The United States Government proceeded at once to put the commandeered ships into service. On April 12 Secretary Lansing issued a statement answering the Dutch protest in detail. After pointing out that the Netherlands Government had not questioned the legality of the action taken by the United States, Secretary Lansing showed that it had involved no element of unfriendliness and was justified by the evidence in the case. Events had proved that to have granted bunker coal and food cargoes on ordinary terms would have released foodstuffs in Holland for sale to Germany and "would in fact have been an act beneficial to the enemy and having no relation to our friendship to the Netherlands."
Air Raids on Paris and London
A Historical Summary
Paris experienced one of the most disastrous air raids of the war on the night of March 11, 1918, when nine squadrons of German airplanes, aggregating nearly sixty units, took part in an attack on the city and suburbs. Several buildings were demolished and set on fire. The number of persons killed was 34, and there were in addition 79 injured, 88 of these casualties being in Paris.

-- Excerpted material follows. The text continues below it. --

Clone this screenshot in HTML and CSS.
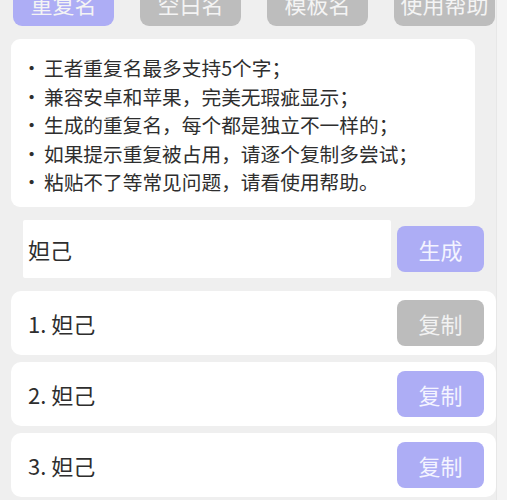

In addition to the bomb victims, 66 persons were suffocated through crowding in a panic into a Metropolitan (subway) Railway entrance to take refuge from the raiders. These were for the most part women and children.
A fog which had covered the city in the morning settled down again in the early evening. It was thick enough to cause the general belief that there was little chance that the Germans would attempt an air raid. This belief, however, was shattered at 9:10 o'clock, when the warning was sounded of the approach of hostile aircraft. The raid ended shortly after midnight, with a loss to the Germans of four machines, which were brought down by the French anti-aircraft defenses.
Mr. Baker, the United States Secretary of War, was in conference with General Tasker H. Bliss, the American Chief of Staff, in a hotel suite when the air alarm was sounded. Secretary Baker was not disturbed by the noise of the sirens or the barrage of the anti-aircraft guns, but the hotel management, fearing for the safety of himself and his party, persuaded the members to descend to the wine cellar, where later they were joined by Major Gen. William M. Black.
Mr. Baker, in the course of a statement the following day, said: "It was my first experience of the actualities of war and a revelation of the methods inaugurated by an enemy who wages the same war against women and children as against soldiers. If his object is to damage property, the results are trifling when compared with his efforts. If his object is to weaken the people's morale, the reply is given by the superb conduct of the people of Paris. Moreover, aerial raids on towns, which are counterpart of the pitiless submarine war and the attacks against American rights, are the very explanation of the reasons why America entered the war. We are sending our soldiers to Europe to fight until the world is delivered from these horrors."